Statistical Metrics: R-squared, %CV, %RE Explained
Numbers without context can be misleading. A reported concentration of 50 ng/mL means little unless you also know how well the calibration curve fits the data, how reproducible the measurement is, and how closely the back-calculated standard values agree with their nominal concentrations. Three statistical metrics — R-squared (R²), percent coefficient of variation (%CV), and percent relative error (%RE) — answer exactly these questions and are reported by the K LAB MRX A2000 microplate reader for every run.
R-squared: Goodness of Fit
R-squared, or the coefficient of determination, quantifies how well the fitted curve describes the observed standard data. It ranges from 0 to 1: an R² of 1.000 means the curve passes through every standard point exactly; an R² of 0.900 means 10% of the variance in the response is unexplained by the model. For quantitative bioanalytical work, regulatory guidance typically requires R² ≥ 0.99 (linear) or, for ligand-binding assays, that back-calculated standard concentrations fall within ±20% of nominal (±25% at the LLOQ) rather than relying on R² alone. The K LAB Alpha and POP UV-Vis instruments regularly achieve R² up to 0.9999 in well-optimised linear assays.
An important caution: a high R² does not guarantee a correct model. A curved dataset can yield R² > 0.99 with a linear fit if the curvature is subtle and standards are sparse. Always inspect the residual plot alongside R².
%CV: Precision and Reproducibility
The percent coefficient of variation (%CV) is the standard deviation of replicate measurements expressed as a percentage of their mean:
%CV = (SD / Mean) × 100
%CV captures the random variability (imprecision) in your assay. A %CV of 5% means the standard deviation is 5% of the mean value — acceptable for most research-grade assays. For regulated bioanalytical methods (e.g., FDA Bioanalytical Method Validation), intra-run and inter-run %CV are typically required to be ≤15% (or ≤20% at the LLOQ). Sources of high %CV include inconsistent pipetting, reagent instability, temperature fluctuations during incubation, and edge effects on microplates.
- %CV < 5% — excellent precision, typical of well-optimised automated assays.
- %CV 5-15% — acceptable for most quantitative biological assays.
- %CV > 15% — investigate sources of variability before reporting results.
%RE: Accuracy of Back-Calculated Standards
Percent relative error (%RE) — sometimes called percent relative difference or, in recovery contexts, percent recovery — compares the back-calculated concentration of a standard (obtained by reading its absorbance off the fitted curve) to its known nominal concentration:
%RE = ((Back-calculated − Nominal) / Nominal) × 100
A %RE of +8% means the curve overestimates that standard by 8%. %RE diagnoses systematic errors (bias) in individual calibration points: a single standard with a large %RE often indicates a preparation error for that point. Accepted thresholds are typically ±15% (%RE magnitude), or ±20% at the lower limit of quantification (LLOQ).

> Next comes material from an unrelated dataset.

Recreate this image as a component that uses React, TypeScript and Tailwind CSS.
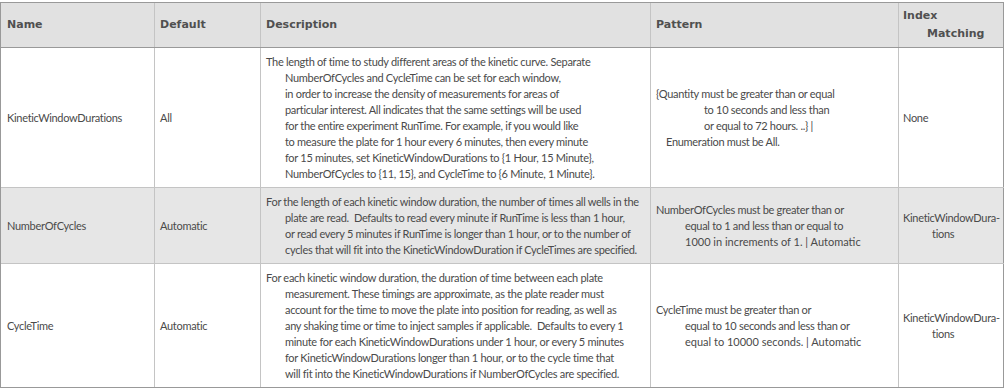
type Line = { text: string; indent: string; wide?: boolean }

type Row = {
  name: string
  def: string
  desc: string[]
  pattern: Line[]
  index: Line[]
  height: string
  shaded?: boolean
  last?: boolean
}

const rows: Row[] = [
  {
    name: 'KineticWindowDurations',
    def: 'All',
    desc: [
      'The length of time to study different areas of the kinetic curve. Separate',
      'NumberOfCycles and CycleTime can be set for each window,',
      'in order to increase the density of measurements for areas of',
      'particular interest. All indicates that the same settings will be used',
      'for the entire experiment RunTime. For example, if you would like',
      'to measure the plate for 1 hour every 6 minutes, then every minute',
      'for 15 minutes, set KineticWindowDurations to {1 Hour, 15 Minute},',
      'NumberOfCycles to {11, 15}, and CycleTime to {6 Minute, 1 Minute}.',
    ],
    pattern: [
      { text: '{Quantity must be greater than or equal', indent: 'pl-0' },
      { text: 'to 10 seconds and less than', indent: 'pl-[48px]' },
      { text: 'or equal to 72 hours. ..} |', indent: 'pl-[48px]' },
      { text: 'Enumeration must be All.', indent: 'pl-[10px]' },
    ],
    index: [{ text: 'None', indent: 'pl-0' }],
    height: 'h-[140px]',
  },
  {
    name: 'NumberOfCycles',
    def: 'Automatic',
    desc: [
      'For the length of each kinetic window duration, the number of times all wells in the',
      'plate are read.  Defaults to read every minute if RunTime is less than 1 hour,',
      'or read every 5 minutes if RunTime is longer than 1 hour, or to the number of',
      'cycles that will fit into the KineticWindowDuration if CycleTimes are specified.',
    ],
    pattern: [
      { text: 'NumberOfCycles must be greater than or', indent: 'pl-0' },
      { text: 'equal to 1 and less than or equal to', indent: 'pl-[29px]' },
      { text: '1000 in increments of 1. | Automatic', indent: 'pl-[29px]', wide: true },
    ],
    index: [
      { text: 'KineticWindowDura-', indent: 'pl-0' },
      { text: 'tions', indent: 'pl-[29px]' },
    ],
    height: 'h-[76px]',
    shaded: true,
  },
  {
    name: 'CycleTime',
    def: 'Automatic',
    desc: [
      'For each kinetic window duration, the duration of time between each plate',
      'measurement. These timings are approximate, as the plate reader must',
      'account for the time to move the plate into position for reading, as well as',
      'any shaking time or time to inject samples if applicable.  Defaults to every 1',
      'minute for each KineticWindowDurations under 1 hour, or every 5 minutes',
      'for KineticWindowDurations longer than 1 hour, or to the cycle time that',
      'will fit into the KineticWindowDurations if NumberOfCycles are specified.',
    ],
    pattern: [
      { text: 'CycleTime must be greater than or', indent: 'pl-0' },
      { text: 'equal to 10 seconds and less than or', indent: 'pl-[29px]' },
      { text: 'equal to 10000 seconds. | Automatic', indent: 'pl-[29px]', wide: true },
    ],
    index: [
      { text: 'KineticWindowDura-', indent: 'pl-0' },
      { text: 'tions', indent: 'pl-[29px]' },
    ],
    height: 'h-[124px]',
    last: true,
  },
]

function Lines({ items }: { items: Line[] }) {
  return (
    <div>
      {items.map((l, i) => (
        <div key={i} className={`${l.indent} whitespace-pre ${l.wide ? 'tracking-normal' : ''}`}>
          {l.text}
        </div>
      ))}
    </div>
  )
}

export default function App() {
  const head = 'flex items-center px-[5px] border-r border-[#c4c4c4]'
  return (
    <div className="pt-[2px] bg-white w-[1004px] h-[389px] overflow-hidden">
      <div
        className="border-l border-t border-[#999] text-[#4a4a4a] text-[11px] leading-[16px] tracking-[-0.3px]"
        style={{ fontFamily: 'Lato, "Liberation Sans", sans-serif' }}
      >
        {/* header */}
        <div
          className="grid grid-cols-[154px_106px_390px_248px_105px] h-[45px] bg-[#e1e1e1] border-b border-[#999] text-[#505050] font-bold tracking-normal"
          style={{ fontFamily: '"DejaVu Sans", sans-serif' }}
        >
          <div className={`${head} pl-[6px]`}>Name</div>
          <div className={head}>Default</div>
          <div className={head}>Description</div>
          <div className={head}>Pattern</div>
          <div className="flex items-center px-[4px] border-r border-[#999] leading-[18px]">
            <div>
              <div>Index</div>
              <div className="pl-[24px]">Matching</div>
            </div>
          </div>
        </div>

        {rows.map((r) => (
          <div
            key={r.name}
            className={`grid grid-cols-[154px_106px_390px_248px_105px] ${r.height} border-b ${
              r.last ? 'border-[#999]' : 'border-[#c4c4c4]'
            } ${r.shaded ? 'bg-[#e6e6e6]' : 'bg-white'}`}
          >
            <div className="flex items-center pl-[6px] pr-[5px] border-r border-[#c4c4c4]">{r.name}</div>
            <div className="flex items-center px-[5px] border-r border-[#c4c4c4]">{r.def}</div>
            <div className="flex items-center px-[5px] border-r border-[#c4c4c4]">
              <div>
                {r.desc.map((d, i) => (
                  <div key={i} className={`whitespace-pre ${i === 0 ? '' : 'pl-[19px]'}`}>
                    {d}
                  </div>
                ))}
              </div>
            </div>
            <div className="flex items-center px-[5px] border-r border-[#c4c4c4]">
              <Lines items={r.pattern} />
            </div>
            <div className="flex items-center px-[4px] border-r border-[#999]">
              <Lines items={r.index} />
            </div>
          </div>
        ))}
      </div>
    </div>
  )
}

Using the Three Metrics Together
No single metric tells the whole story. Consider this decision workflow:
- High R² + low %CV + low %RE across all standards: the curve is fit for purpose — proceed with unknown quantitation.
- High R² but one standard with %RE > 20%: likely a preparation error for that standard; rerun or exclude with documentation.
- Low %RE but high %CV: the curve is accurate on average but imprecise — check for random process variation (pipetting, temperature).
- Low R² with a non-random residual pattern: the wrong curve model has been chosen; switch from linear to 4PL/5PL or cubic spline as appropriate.
The MRX A2000 displays all three metrics per run and flags points that exceed user-defined thresholds, giving analysts an immediate, objective basis for accepting or re-running a plate. Documenting these acceptance criteria before the run — as required by GLP and GCP guidelines — ensures that pass/fail decisions are prospective rather than post-hoc.